Tuesday, July 29, 2014

O artista que não vende nada e acha que vale muito

Isto acontece com alguma frequência, certos artistas cobram caro pelos seus trabalhos, sem que seus valores tenham respaldo do mercado, ou seja, seus preços não são consagrados por um volume de vendas significativo. Como defendem seus preços então? Alegando "maturidade artística", "currículo", "anos de janela", ou então "obra trabalhosa".

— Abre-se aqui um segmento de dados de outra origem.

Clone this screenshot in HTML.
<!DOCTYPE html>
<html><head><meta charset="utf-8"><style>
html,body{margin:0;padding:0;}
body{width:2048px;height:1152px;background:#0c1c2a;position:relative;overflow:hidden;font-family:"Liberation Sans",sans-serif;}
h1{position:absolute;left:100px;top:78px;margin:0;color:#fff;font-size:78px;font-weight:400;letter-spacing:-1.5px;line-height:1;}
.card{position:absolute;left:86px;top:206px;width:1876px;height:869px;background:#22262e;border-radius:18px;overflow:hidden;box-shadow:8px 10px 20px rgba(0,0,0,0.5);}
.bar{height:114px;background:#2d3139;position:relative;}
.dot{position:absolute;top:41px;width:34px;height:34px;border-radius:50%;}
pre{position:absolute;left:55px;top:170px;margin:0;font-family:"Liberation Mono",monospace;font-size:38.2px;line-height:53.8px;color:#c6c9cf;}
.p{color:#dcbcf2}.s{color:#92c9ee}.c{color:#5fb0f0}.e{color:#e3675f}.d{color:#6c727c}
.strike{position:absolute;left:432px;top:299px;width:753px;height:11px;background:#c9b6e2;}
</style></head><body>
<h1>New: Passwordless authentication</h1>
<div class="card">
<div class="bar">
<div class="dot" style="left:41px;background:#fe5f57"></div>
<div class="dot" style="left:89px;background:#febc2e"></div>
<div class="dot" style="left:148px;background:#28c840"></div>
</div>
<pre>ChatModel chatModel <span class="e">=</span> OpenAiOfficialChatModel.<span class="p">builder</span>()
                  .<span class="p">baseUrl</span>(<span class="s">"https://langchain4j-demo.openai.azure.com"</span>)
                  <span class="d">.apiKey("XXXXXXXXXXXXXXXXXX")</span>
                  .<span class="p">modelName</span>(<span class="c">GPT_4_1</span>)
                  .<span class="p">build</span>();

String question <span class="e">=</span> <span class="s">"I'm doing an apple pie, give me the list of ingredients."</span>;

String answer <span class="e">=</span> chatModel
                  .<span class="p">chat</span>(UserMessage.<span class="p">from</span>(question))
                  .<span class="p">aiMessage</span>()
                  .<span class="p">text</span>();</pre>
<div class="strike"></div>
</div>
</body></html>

Nenhum destes argumentos são válidos para justificar um preço. Maturidade é o mínimo que se espera de um trabalho para despertar interesse. Currículo não garante cotação, Nelson Leirner é um exemplo disto, o arrojo de um artista pode gerar interesse curatorial, mas não repercutir da mesma forma no mercado. Anos de janela é até engraçado, o artista pensa que por trabalhar há 30 anos merece ser valorizado... se ele carrega os mesmos vícios e limitações a vida inteira certamente não colherá os frutos que pretende. Obra trabalhosa é outro equívoco comum, como se uma obra simples pudesse ser mais barata, e a trabalhosa mais cara, sendo que a apreciação de uma peça reside na sua genialidade e não na sua complexidade.

O que justifica um preço são as vendas e a demanda. Se uma obra vende muito, se todos querem ter uma em casa, se ele vende tudo o que faz, então ele vai gradualmente subindo seu preço, ao longo de muitos anos. Com cuidado, porque uma subida prematura pode interromper um ciclo virtuoso de vendas e distribuição. 

Há quem diga que uma pintura cara vende mais, porque indicaria que a obra é relevante. Eu não compro este argumento... a menos que o artista ja seja muito consagrado pelo mercado, e seus preços estejam bem fundamentados. Forçar um valor pode ser desastroso, pega mal depois diminuir, os colecionadores querem valorização e não desvalorização.

Os artistas não devem se apegar aos seus trabalhos, devem facilitar a venda, esvaziar seus ateliers, e produzir sempre novas obras. É triste acumular trabalhos encalhados no atelier, ao invés de faturarem 20 mil vendendo 10 pinturas, preferem micar com uma produção achando que vale 10 mil cada, e acabam por não vender nenhuma... e ainda se revoltam com o sistema de arte. Vivemos numa economia de mercado, não existe valorização porque o artista é gente fina. O artista que quiser prosperar, e fazer seus colecionadores felizes com a valorização, precisa ter seus preços bem fundamentados ao longo do tempo.